What is expected: Give the number of lines below that contain the word "React", and nothing else.

--------------------------------

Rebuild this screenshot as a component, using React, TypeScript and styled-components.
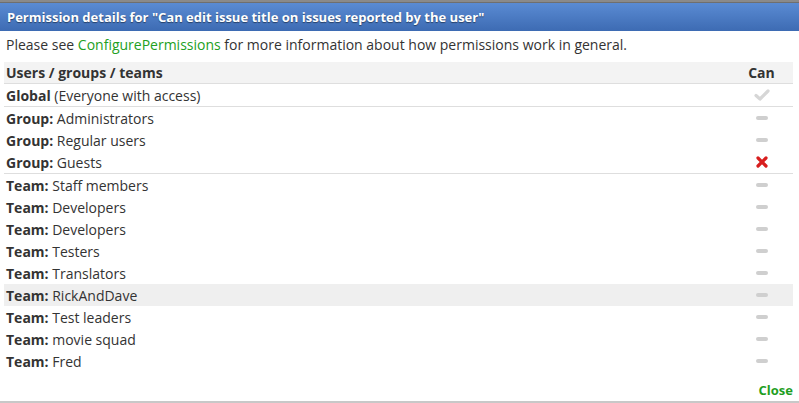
import React from "react";
import styled, { createGlobalStyle } from "styled-components";

const Global = createGlobalStyle`
  html, body { margin: 0; padding: 0; background: #fff; }
  body { font-family: "Open Sans", "DejaVu Sans", sans-serif; font-size: 14px; color: #333; }
`;

const Page = styled.div`
  width: 799px;
  height: 403px;
  display: flex;
  flex-direction: column;
  overflow: hidden;
  background: #fff;
`;

const BackStrip = styled.div`
  height: 3px;
  background: #8a8a8a;
  border-bottom: 1px solid #6f6f6f;
  box-sizing: border-box;
`;

const Header = styled.div`
  height: 28px;
  background: linear-gradient(#5a8bd3, #3d6bb3);
  display: flex;
  align-items: center;
  padding: 0 7px;
  color: #fff;
  font-weight: 700;
  font-size: 13px;
  text-shadow: 0 1px 1px rgba(0, 0, 0, 0.45);
`;

const Body = styled.div`
  flex: 1;
  display: flex;
  flex-direction: column;
  padding: 2px 6px 0 6px;
  border-bottom: 2px solid #c8c8c8;
`;

const Intro = styled.p`
  margin: 0;
  height: 24px;
  line-height: 24px;
  font-size: 14px;
  color: #333;
`;

const Link = styled.span`
  color: #22a022;
`;

const Table = styled.div`
  display: flex;
  flex-direction: column;
  margin: 5px 0 0 -2px;
`;

const Row = styled.div<{ $head?: boolean; $line?: boolean; $hl?: boolean }>`
  display: grid;
  grid-template-columns: 1fr 63px;
  align-items: center;
  height: ${(p) => (p.$head ? 21 : 22)}px;
  padding-left: 2px;
  box-sizing: content-box;
  background: ${(p) => (p.$head ? "#f3f3f3" : p.$hl ? "#efefef" : "transparent")};
  border-bottom: ${(p) => (p.$line ? "1px solid #dedede" : "none")};
`;

const Label = styled.div<{ $head?: boolean }>`
  font-size: 14px;
  font-weight: ${(p) => (p.$head ? 700 : 400)};
  color: #333;
  white-space: nowrap;
`;

const Can = styled.div`
  display: flex;
  justify-content: center;
  align-items: center;
  font-size: 14px;
  font-weight: 700;
  color: #333;
`;

const Dash = styled.span`
  display: block;
  width: 12px;
  height: 4px;
  border-radius: 2px;
  background: #cfcfcf;
`;

const Footer = styled.div`
  margin-top: auto;
  display: flex;
  justify-content: flex-end;
  padding-bottom: 2px;
`;

const Close = styled.span`
  color: #1f9e1f;
  font-weight: 700;
  font-size: 13px;
`;

const Check = () => (
  <svg width="16" height="12" viewBox="0 0 16 12">
    <path d="M2 6.5 L6 10 L14 2" fill="none" stroke="#d6d6d6" strokeWidth="3.2" strokeLinecap="round" strokeLinejoin="round" />
  </svg>
);

const Cross = () => (
  <svg width="12" height="12" viewBox="0 0 12 12">
    <path d="M2 2 L10 10 M10 2 L2 10" fill="none" stroke="#d81e1e" strokeWidth="3.2" strokeLinecap="round" />
  </svg>
);

type Item = { kind: string; name: string; icon: "check" | "dash" | "cross"; line?: boolean; hl?: boolean };

const rows: Item[] = [
  { kind: "Global", name: " (Everyone with access)", icon: "check", line: true },
  { kind: "Group:", name: " Administrators", icon: "dash" },
  { kind: "Group:", name: " Regular users", icon: "dash" },
  { kind: "Group:", name: " Guests", icon: "cross", line: true },
  { kind: "Team:", name: " Staff members", icon: "dash" },
  { kind: "Team:", name: " Developers", icon: "dash" },
  { kind: "Team:", name: " Developers", icon: "dash" },
  { kind: "Team:", name: " Testers", icon: "dash" },
  { kind: "Team:", name: " Translators", icon: "dash" },
  { kind: "Team:", name: " RickAndDave", icon: "dash", hl: true },
  { kind: "Team:", name: " Test leaders", icon: "dash" },
  { kind: "Team:", name: " movie squad", icon: "dash" },
  { kind: "Team:", name: " Fred", icon: "dash" },
];

export default function App() {
  return (
    <Page>
      <Global />
      <BackStrip />
      <Header>Permission details for "Can edit issue title on issues reported by the user"</Header>
      <Body>
        <Intro>
          Please see <Link>ConfigurePermissions</Link> for more information about how permissions work in general.
        </Intro>
        <Table>
          <Row $head $line>
            <Label $head>Users / groups / teams</Label>
            <Can>Can</Can>
          </Row>
          {rows.map((r, i) => (
            <Row key={i} $line={r.line} $hl={r.hl}>
              <Label>
                <b>{r.kind}</b>
                {r.name}
              </Label>
              <Can>{r.icon === "check" ? <Check /> : r.icon === "cross" ? <Cross /> : <Dash />}</Can>
            </Row>
          ))}
        </Table>
        <Footer>
          <Close>Close</Close>
        </Footer>
      </Body>
    </Page>
  );
}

--------------------------------

Expected answer: 2